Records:
-=-=-

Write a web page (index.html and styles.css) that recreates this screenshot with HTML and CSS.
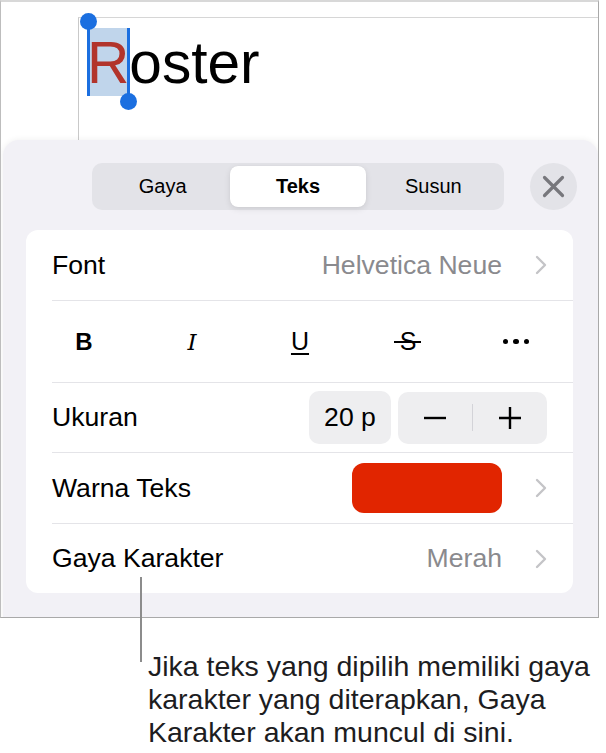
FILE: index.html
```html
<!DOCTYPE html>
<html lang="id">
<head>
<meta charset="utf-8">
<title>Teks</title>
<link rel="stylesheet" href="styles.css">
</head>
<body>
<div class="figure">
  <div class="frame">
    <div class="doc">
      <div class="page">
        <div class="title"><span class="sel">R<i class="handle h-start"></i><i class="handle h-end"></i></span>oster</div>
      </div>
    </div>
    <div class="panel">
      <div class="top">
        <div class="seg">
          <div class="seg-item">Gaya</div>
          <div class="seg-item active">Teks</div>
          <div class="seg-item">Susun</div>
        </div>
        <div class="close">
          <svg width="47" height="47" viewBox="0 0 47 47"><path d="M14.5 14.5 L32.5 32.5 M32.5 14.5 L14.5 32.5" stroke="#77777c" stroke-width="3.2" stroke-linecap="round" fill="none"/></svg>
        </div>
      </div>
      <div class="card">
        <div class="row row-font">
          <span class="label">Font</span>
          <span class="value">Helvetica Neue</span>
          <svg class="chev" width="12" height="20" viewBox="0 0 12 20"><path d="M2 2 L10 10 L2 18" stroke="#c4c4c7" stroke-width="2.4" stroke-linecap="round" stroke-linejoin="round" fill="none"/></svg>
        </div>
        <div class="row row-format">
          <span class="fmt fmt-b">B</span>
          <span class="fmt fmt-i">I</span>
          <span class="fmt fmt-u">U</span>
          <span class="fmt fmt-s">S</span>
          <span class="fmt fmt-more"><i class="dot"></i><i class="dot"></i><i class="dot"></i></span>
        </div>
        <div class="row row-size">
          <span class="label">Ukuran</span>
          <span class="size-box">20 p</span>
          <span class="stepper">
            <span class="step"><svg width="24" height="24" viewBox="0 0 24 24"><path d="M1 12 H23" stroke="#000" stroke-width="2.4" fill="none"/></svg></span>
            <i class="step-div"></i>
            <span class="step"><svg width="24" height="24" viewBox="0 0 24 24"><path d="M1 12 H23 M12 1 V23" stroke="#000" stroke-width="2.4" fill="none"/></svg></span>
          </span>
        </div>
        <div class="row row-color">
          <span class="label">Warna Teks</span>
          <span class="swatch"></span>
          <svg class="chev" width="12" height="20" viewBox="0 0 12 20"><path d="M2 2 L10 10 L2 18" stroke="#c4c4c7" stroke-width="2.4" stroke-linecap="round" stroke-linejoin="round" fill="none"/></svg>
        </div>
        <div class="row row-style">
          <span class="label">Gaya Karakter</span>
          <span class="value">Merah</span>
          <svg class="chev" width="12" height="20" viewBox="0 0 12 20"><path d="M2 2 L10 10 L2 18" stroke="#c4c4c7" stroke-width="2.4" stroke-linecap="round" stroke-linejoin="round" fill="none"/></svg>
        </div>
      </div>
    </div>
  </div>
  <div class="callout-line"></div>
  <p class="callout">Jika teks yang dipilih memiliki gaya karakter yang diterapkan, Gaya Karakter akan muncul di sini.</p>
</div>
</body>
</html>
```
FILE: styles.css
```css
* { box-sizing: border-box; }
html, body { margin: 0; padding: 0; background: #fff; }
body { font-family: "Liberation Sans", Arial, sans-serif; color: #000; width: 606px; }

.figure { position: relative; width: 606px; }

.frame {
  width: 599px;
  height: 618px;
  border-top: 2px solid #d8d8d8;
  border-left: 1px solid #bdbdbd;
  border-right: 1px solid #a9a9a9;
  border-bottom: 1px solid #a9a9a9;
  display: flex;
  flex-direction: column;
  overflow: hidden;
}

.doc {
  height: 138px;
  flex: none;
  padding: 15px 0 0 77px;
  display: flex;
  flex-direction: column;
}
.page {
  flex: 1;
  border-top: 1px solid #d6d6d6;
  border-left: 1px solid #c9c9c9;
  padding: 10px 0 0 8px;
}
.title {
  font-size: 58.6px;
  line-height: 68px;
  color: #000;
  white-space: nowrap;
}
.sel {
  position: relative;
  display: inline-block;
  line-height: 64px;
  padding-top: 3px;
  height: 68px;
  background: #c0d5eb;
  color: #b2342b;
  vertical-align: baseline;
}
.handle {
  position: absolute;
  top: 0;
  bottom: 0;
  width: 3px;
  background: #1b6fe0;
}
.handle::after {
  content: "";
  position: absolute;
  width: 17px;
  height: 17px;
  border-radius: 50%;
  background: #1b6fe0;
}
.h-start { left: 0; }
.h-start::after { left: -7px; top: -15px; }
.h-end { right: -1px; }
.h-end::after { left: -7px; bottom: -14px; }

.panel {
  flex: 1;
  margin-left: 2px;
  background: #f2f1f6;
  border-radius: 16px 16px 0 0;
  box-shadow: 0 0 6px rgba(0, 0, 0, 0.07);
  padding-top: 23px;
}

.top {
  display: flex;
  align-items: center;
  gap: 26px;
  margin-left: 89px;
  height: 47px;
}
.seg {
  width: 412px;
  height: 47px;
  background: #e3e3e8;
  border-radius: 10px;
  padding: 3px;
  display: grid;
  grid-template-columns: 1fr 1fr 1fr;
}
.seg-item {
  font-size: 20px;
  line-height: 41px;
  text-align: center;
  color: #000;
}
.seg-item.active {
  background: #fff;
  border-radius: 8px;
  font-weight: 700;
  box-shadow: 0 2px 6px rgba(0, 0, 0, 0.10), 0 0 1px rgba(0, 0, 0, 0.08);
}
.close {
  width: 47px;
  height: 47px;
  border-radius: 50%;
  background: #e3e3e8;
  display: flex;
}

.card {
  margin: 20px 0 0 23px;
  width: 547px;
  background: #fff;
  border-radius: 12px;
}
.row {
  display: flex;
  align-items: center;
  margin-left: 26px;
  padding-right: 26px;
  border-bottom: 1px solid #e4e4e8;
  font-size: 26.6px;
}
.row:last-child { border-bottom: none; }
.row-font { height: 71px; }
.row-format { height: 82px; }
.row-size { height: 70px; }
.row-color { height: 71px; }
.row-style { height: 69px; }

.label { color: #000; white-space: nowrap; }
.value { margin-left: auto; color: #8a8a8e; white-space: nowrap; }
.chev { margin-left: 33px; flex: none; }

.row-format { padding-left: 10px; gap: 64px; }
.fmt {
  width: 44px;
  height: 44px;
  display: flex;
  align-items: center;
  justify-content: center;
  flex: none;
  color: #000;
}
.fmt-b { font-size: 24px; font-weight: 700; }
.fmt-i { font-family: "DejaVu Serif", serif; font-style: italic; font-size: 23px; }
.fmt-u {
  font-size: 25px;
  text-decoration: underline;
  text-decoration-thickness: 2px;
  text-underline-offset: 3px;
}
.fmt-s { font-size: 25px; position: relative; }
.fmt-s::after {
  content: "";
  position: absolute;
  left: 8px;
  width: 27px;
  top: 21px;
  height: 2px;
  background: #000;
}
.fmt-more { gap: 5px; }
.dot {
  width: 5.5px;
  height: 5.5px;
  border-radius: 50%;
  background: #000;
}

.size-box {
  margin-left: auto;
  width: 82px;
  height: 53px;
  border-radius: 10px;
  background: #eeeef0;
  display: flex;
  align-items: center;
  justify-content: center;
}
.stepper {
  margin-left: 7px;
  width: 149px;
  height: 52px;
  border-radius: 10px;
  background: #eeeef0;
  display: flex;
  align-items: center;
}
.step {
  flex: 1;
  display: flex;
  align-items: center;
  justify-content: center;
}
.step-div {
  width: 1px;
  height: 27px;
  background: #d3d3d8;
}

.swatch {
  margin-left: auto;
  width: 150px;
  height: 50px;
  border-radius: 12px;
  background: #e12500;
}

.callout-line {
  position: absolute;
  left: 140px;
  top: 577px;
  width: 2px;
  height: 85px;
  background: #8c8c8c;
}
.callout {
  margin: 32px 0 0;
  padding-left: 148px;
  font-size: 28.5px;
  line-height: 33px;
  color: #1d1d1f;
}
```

-=-=-

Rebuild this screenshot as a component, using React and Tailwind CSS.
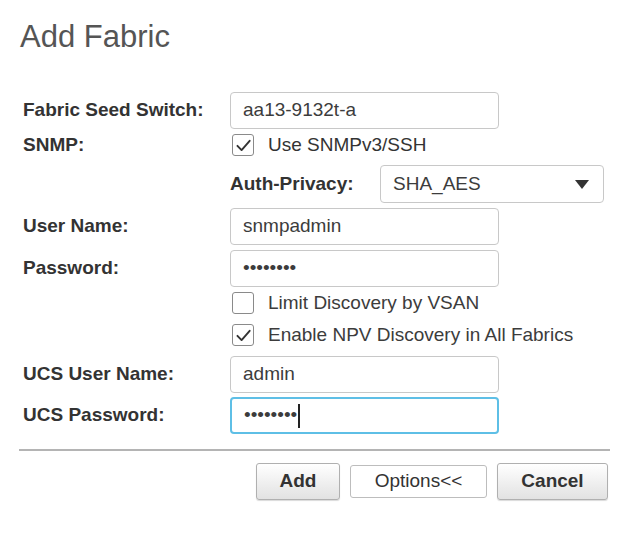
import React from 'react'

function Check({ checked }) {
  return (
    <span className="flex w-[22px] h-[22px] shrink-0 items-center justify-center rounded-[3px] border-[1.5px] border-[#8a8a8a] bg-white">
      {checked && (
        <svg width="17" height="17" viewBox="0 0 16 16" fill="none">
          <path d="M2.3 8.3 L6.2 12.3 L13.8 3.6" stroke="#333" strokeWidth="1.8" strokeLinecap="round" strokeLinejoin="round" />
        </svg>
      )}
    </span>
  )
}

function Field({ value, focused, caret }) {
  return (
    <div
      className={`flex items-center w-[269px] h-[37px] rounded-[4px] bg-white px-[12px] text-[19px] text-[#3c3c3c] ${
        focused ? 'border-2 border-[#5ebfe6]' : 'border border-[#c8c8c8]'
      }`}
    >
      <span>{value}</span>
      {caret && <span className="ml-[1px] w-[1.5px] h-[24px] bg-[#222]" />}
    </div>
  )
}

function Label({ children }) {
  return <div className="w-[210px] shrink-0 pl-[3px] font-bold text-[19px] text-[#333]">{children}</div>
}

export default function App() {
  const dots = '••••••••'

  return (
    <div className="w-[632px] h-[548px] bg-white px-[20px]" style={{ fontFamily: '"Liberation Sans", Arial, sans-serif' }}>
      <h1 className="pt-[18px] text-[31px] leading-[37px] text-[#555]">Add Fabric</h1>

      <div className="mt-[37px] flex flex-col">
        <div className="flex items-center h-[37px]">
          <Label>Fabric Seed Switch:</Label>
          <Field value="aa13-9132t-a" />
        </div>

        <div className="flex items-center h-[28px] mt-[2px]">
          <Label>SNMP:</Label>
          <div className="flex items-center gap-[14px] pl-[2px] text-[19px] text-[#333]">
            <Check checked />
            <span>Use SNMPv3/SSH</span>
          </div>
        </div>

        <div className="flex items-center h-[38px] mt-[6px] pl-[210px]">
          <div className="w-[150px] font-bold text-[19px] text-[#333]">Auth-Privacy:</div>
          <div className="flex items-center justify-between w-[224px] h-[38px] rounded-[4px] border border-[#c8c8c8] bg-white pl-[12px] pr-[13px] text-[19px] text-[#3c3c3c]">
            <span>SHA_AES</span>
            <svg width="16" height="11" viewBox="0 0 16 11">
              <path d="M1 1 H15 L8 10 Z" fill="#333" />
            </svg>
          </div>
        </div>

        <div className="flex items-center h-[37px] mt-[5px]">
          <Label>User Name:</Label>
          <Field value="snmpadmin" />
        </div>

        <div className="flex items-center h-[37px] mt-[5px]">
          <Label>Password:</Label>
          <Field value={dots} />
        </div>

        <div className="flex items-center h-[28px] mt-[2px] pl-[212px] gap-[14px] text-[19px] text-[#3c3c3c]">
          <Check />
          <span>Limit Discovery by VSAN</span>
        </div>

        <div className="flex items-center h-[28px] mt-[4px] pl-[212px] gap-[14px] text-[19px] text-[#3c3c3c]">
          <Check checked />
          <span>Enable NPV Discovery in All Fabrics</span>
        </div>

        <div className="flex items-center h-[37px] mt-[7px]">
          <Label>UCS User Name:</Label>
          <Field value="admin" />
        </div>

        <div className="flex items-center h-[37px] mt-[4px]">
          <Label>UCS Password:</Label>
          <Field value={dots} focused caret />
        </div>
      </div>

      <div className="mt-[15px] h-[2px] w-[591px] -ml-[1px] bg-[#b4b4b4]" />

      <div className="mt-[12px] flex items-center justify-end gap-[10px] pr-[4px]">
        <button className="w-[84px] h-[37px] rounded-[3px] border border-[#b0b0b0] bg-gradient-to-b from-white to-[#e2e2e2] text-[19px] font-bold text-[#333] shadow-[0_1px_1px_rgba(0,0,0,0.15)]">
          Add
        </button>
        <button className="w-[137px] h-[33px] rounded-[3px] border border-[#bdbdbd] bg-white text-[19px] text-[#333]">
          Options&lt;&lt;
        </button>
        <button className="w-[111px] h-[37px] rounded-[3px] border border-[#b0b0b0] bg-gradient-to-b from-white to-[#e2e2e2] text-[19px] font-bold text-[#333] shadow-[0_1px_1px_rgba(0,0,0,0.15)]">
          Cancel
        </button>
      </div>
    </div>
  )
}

-=-=-

#### GIVEN REQUEST
Copy only the lines above from the one containing "Rebuild this screenshot" through the one containing "import React from 'react'", both included. Leave out the pictures.

#### RESULT OF THE EXERCISE
Rebuild this screenshot as a component, using React and Tailwind CSS.
import React from 'react'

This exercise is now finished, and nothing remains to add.